3.2. Peterson's algorithm for the unidirectional ring
See LynchBook §15.1.3. This gets O(N lg N) message complexity in all executions.
The basic idea (2-way communication version): Start with N candidate leaders. In each of at most lg N asynchronous phases, each candidate probes its nearest neighbors to the left and right; if its ID is larger than the IDs of both neighbors, it survives to the next phase. Non-candidates act as relays passing messages between candidates. As in Hirschberg and Sinclair, the probing operations in each phase take O(N) messages, and at least half of the candidates drop out in each phase. The last surviving candidate wins when it finds that it's its own neighbor.
To make this work in a 1-way ring, we have to simulate 2-way communication by moving the candidates clockwise around the ring to catch up with their unsendable counterclockwise messages. Peterson's algorithm does this with a two-hop approach that is inspired by the 2-way case above; in each phase k, a candidate effectively moves two positions to the right, allowing it to look at the ids of three phase-k candidates before deciding to continue in phase k+1 or not. Here is a very high-level description; it assumes that we can buffer and ignore incoming messages from the later phases until we get to the right phase, and that we can execute sends immediately upon receiving messages. Doing this formally in terms of I/O automata means that we have to build explicit internal buffers into our processes, which we can easily do but won't do here (see LynchBook pp 483-484 to see how to do this the right way.)
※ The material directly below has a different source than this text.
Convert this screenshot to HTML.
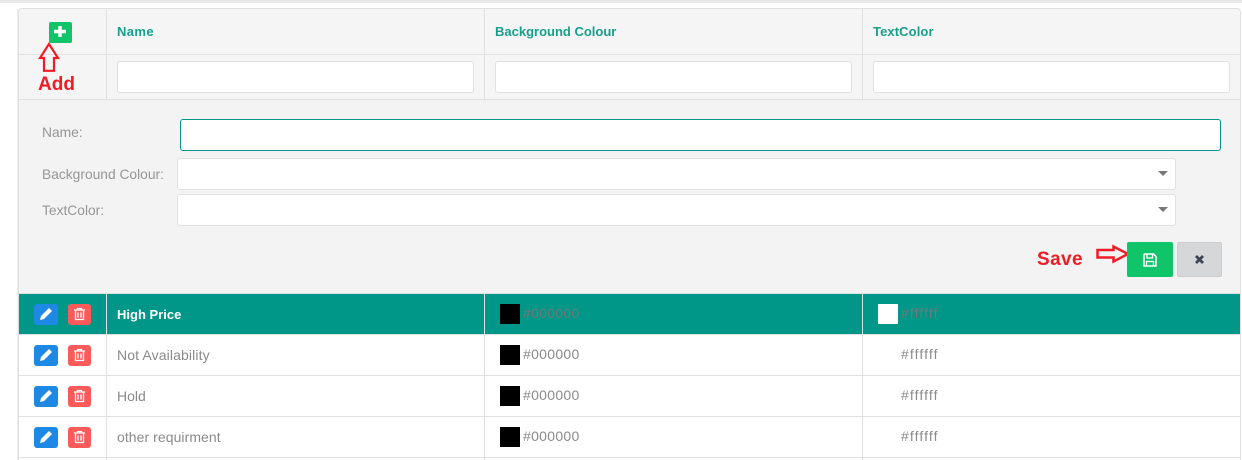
<!DOCTYPE html>
<html>
<head>
<meta charset="utf-8">
<style>
html,body{margin:0;padding:0;background:#fff;width:1242px;height:460px;overflow:hidden;font-family:"Liberation Sans",sans-serif;font-size:14px;color:#8a8a8a}
.a{position:absolute;box-sizing:border-box}
.line{position:absolute;background:#e0e0e0}
.inp{position:absolute;box-sizing:border-box;background:#fff;border:1px solid #e0e0e0;border-radius:3px}
.t{position:absolute;white-space:nowrap;line-height:16px}
.h{color:#16a08c;font-weight:bold;font-size:13px}
.lb{color:#969696;font-size:13.8px}
.hex0{letter-spacing:.3px}
.hexf{letter-spacing:1.1px}
.sw{position:absolute;width:20px;height:20px}
.caret{position:absolute;width:0;height:0;border-left:5.5px solid transparent;border-right:5.5px solid transparent;border-top:5.5px solid #777}
.red{color:#ee1c25;font-weight:bold;font-size:19px;line-height:20px;position:absolute;white-space:nowrap}
.be{position:absolute;left:34px;width:24px;height:21px;background:#1e88e5;border-radius:3px}
.bd{position:absolute;left:68px;width:23px;height:21px;background:#ff5a5a;border-radius:3px}
svg{position:absolute;display:block}
</style>
</head>
<body>
<div class="a" style="left:0;top:0;width:1242px;height:3px;background:#e8e8e8"></div>
<div class="a" style="left:17px;top:9px;width:1px;height:451px;background:#efefef"></div>
<div class="a" style="left:18px;top:8px;width:1223px;height:452px;background:#f3f3f3;border:1px solid #e0e0e0;border-bottom:0;border-radius:4px 4px 0 0"></div>
<div class="a" style="left:19px;top:9px;width:1221px;height:90px;background:#f5f5f5;border-radius:3px 3px 0 0"></div>

<!-- header lines -->
<div class="line" style="left:19px;top:54px;width:1221px;height:1px"></div>
<div class="line" style="left:19px;top:99px;width:1221px;height:1px"></div>
<div class="line" style="left:106px;top:9px;width:1px;height:90px"></div>
<div class="line" style="left:484px;top:9px;width:1px;height:90px"></div>
<div class="line" style="left:862px;top:9px;width:1px;height:90px"></div>

<div class="t h" style="left:117px;top:24px;letter-spacing:.4px">Name</div>
<div class="t h" style="left:495px;top:24px">Background Colour</div>
<div class="t h" style="left:873px;top:24px;letter-spacing:.1px">TextColor</div>

<div class="inp" style="left:117px;top:61px;width:357px;height:32px"></div>
<div class="inp" style="left:495px;top:61px;width:357px;height:32px"></div>
<div class="inp" style="left:873px;top:61px;width:357px;height:32px"></div>

<!-- add button -->
<div class="a" style="left:49px;top:22px;width:23px;height:21px;background:#10c469;border-radius:2px"></div>
<svg style="left:49px;top:22px" width="23" height="21" viewBox="0 0 23 21"><path d="M9.300 4h3.400v3.800H17v3.400h-4.300V15H9.300v-3.800H5V7.800h4.300z" fill="#fff"/></svg>
<svg style="left:38px;top:42px" width="22" height="32" viewBox="0 0 22 32"><path d="M11 2 L20 16 H16 V28.800 H6 V16 H2 Z" fill="none" stroke="#ee1c25" stroke-width="2.200"/></svg>
<div class="red" style="left:38px;top:75px">Add</div>

<!-- form -->
<div class="t lb" style="left:42px;top:125px">Name:</div>
<div class="t lb" style="left:42px;top:167px">Background Colour:</div>
<div class="t lb" style="left:42px;top:203px">TextColor:</div>
<div class="inp" style="left:180px;top:119px;width:1041px;height:32px;border-color:#009688"></div>
<div class="inp" style="left:177px;top:158px;width:999px;height:32px"></div>
<div class="inp" style="left:177px;top:194px;width:999px;height:32px"></div>
<div class="caret" style="left:1158px;top:171px"></div>
<div class="caret" style="left:1158px;top:207px"></div>

<div class="red" style="left:1037px;top:250px;letter-spacing:.4px">Save</div>
<svg style="left:1095px;top:244px" width="38" height="20" viewBox="0 0 38 20"><path d="M2.500 6 H18.500 V2.500 L33 10 L18.500 17.500 V13.500 H2.500 Z" fill="none" stroke="#ee1c25" stroke-width="2.500"/></svg>
<div class="a" style="left:1127px;top:242px;width:46px;height:35px;background:#10c469;border-radius:2px"></div>
<svg style="left:1143px;top:253px" width="14" height="14" viewBox="0 0 14 14"><path d="M1.500 1 H10.500 L13 3.500 V13 H1 V1.500 Z" fill="none" stroke="#fff" stroke-width="1.500"/><path d="M4 1.500 V5 H9.500 V1.500 M3.500 13 V8.500 H10.500 V13" fill="none" stroke="#fff" stroke-width="1.300"/></svg>
<div class="a" style="left:1177px;top:242px;width:45px;height:35px;background:#d6d7d9;border:1px solid #cdcdcd;border-radius:2px"></div>
<svg style="left:1194px;top:254px" width="11" height="11" viewBox="0 0 11 11"><path d="M2 2 L9 9 M9 2 L2 9" stroke="#3f4450" stroke-width="2.800" fill="none"/></svg>

<!-- rows -->
<div class="a" style="left:19px;top:293px;width:1221px;height:1px;background:#e0e0e0"></div>
<div class="a" style="left:19px;top:294px;width:1221px;height:40px;background:#009688"></div>
<div class="a" style="left:19px;top:335px;width:1221px;height:125px;background:#fff"></div>
<div class="line" style="left:19px;top:334px;width:1221px;height:1px"></div>
<div class="line" style="left:19px;top:375px;width:1221px;height:1px"></div>
<div class="line" style="left:19px;top:416px;width:1221px;height:1px"></div>
<div class="line" style="left:19px;top:457px;width:1221px;height:1px"></div>
<div class="line" style="left:106px;top:294px;width:1px;height:166px"></div>
<div class="line" style="left:484px;top:294px;width:1px;height:166px"></div>
<div class="line" style="left:862px;top:294px;width:1px;height:166px"></div>

<!-- row 1 -->
<div class="be" style="top:304px"></div><div class="bd" style="top:304px"></div>
<svg style="left:39px;top:307px" width="14" height="14" viewBox="0 0 14 14"><path d="M10 1 L13 4 L5 12 L1 13 L2 9 Z" fill="#fff"/></svg>
<svg style="left:73px;top:307px" width="13" height="14" viewBox="0 0 13 14"><path d="M1 3 H12 M4.500 3 V1.500 H8.500 V3 M2.500 3 V12.500 H10.500 V3 M5 5.500 V10.500 M8 5.500 V10.500" fill="none" stroke="#fff" stroke-width="1.300"/></svg>
<div class="t" style="left:117px;top:307px;color:#fff;font-weight:bold;font-size:13px">High Price</div>
<div class="sw" style="left:500px;top:304px;background:#000"></div>
<div class="t hex0" style="left:523px;top:305px;color:#6f7a78">#000000</div>
<div class="sw" style="left:878px;top:304px;background:#fff"></div>
<div class="t hexf" style="left:901px;top:305px;color:#6f7a78">#ffffff</div>

<!-- row 2 -->
<div class="be" style="top:345px"></div><div class="bd" style="top:345px"></div>
<svg style="left:39px;top:348px" width="14" height="14" viewBox="0 0 14 14"><path d="M10 1 L13 4 L5 12 L1 13 L2 9 Z" fill="#fff"/></svg>
<svg style="left:73px;top:348px" width="13" height="14" viewBox="0 0 13 14"><path d="M1 3 H12 M4.500 3 V1.500 H8.500 V3 M2.500 3 V12.500 H10.500 V3 M5 5.500 V10.500 M8 5.500 V10.500" fill="none" stroke="#fff" stroke-width="1.300"/></svg>
<div class="t" style="left:117px;top:347px;font-size:14px;letter-spacing:.12px">Not Availability</div>
<div class="sw" style="left:500px;top:345px;background:#000"></div>
<div class="t hex0" style="left:523px;top:346px">#000000</div>
<div class="t hexf" style="left:901px;top:346px">#ffffff</div>

<!-- row 3 -->
<div class="be" style="top:386px"></div><div class="bd" style="top:386px"></div>
<svg style="left:39px;top:389px" width="14" height="14" viewBox="0 0 14 14"><path d="M10 1 L13 4 L5 12 L1 13 L2 9 Z" fill="#fff"/></svg>
<svg style="left:73px;top:389px" width="13" height="14" viewBox="0 0 13 14"><path d="M1 3 H12 M4.500 3 V1.500 H8.500 V3 M2.500 3 V12.500 H10.500 V3 M5 5.500 V10.500 M8 5.500 V10.500" fill="none" stroke="#fff" stroke-width="1.300"/></svg>
<div class="t" style="left:117px;top:388px;font-size:14px">Hold</div>
<div class="sw" style="left:500px;top:386px;background:#000"></div>
<div class="t hex0" style="left:523px;top:387px">#000000</div>
<div class="t hexf" style="left:901px;top:387px">#ffffff</div>

<!-- row 4 -->
<div class="be" style="top:427px"></div><div class="bd" style="top:427px"></div>
<svg style="left:39px;top:430px" width="14" height="14" viewBox="0 0 14 14"><path d="M10 1 L13 4 L5 12 L1 13 L2 9 Z" fill="#fff"/></svg>
<svg style="left:73px;top:430px" width="13" height="14" viewBox="0 0 13 14"><path d="M1 3 H12 M4.500 3 V1.500 H8.500 V3 M2.500 3 V12.500 H10.500 V3 M5 5.500 V10.500 M8 5.500 V10.500" fill="none" stroke="#fff" stroke-width="1.300"/></svg>
<div class="t" style="left:117px;top:429px;font-size:14px;letter-spacing:.06px">other requirment</div>
<div class="sw" style="left:500px;top:427px;background:#000"></div>
<div class="t hex0" style="left:523px;top:428px">#000000</div>
<div class="t hexf" style="left:901px;top:428px">#ffffff</div>
</body>
</html>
Candidate algorithm: phase := 0 current := myid while true do send probe(phase, current) wait for probe(phase, someid) uid2 := someid send probe(phase, someid) wait for probe(phase, someid) uid3 := someid if uid2 = current: I am the leader! else if uid2 > current and uid2 > uid3: current := uid2 phase := phase + 1 else switch to relay algorithm Relay algorithm: upon receiving probe(somephase, someid): send probe(somephase, someid)
Note: the phase arguments in the probe messages are useless if one has FIFO channels, which is why LynchBook doesn't use them. Note also that the algorithm does not elect the process with the highest ID, but the process that is incubating the sole surviving candidate in the last phase.
Proof of correctness is essentially the same as for the 2-way algorithm. For any pair of adjacent candidates, at most one of their current IDs survives to the next phase. So we get a sole survivor after lg N phases. Each process sends or relays at most 2 messages per phases, so we get at most 2 N lg N total messages.
3.3. A simple randomized O(N lg N)-message algorithm
Run LCR where each id is constructed by prepending a long random bit-string to the real id. This gives uniqueness (since the real id's act as tie-breakers) and something very close to a random permutation on the constructed id's. When we have unique random id's, a simple argument shows that the i-th largest id only propagates an expected N/i hops, giving a total of O(N HN) = O(N log N) hops. Unique random id's occur with high probability provided the range of the random sequence is >> N2.
The downside of this algorithm compared to e.g. Peterson's is that knowledge of N is required to pick random id's from a large enough range. It also has higher bit complexity since Peterson's algorithm is sending only IDs (in the official version) without any random padding.
3.4. Lower bound on message complexity
Short version: reduce to the synchronous case and get Omega(N log N). Longer version: avoid Ramsey theory by exploiting asynchrony, which gives the adversary substantially more power. See LynchBook §15.1.4 if you are interested—I don't think we will do this one in class.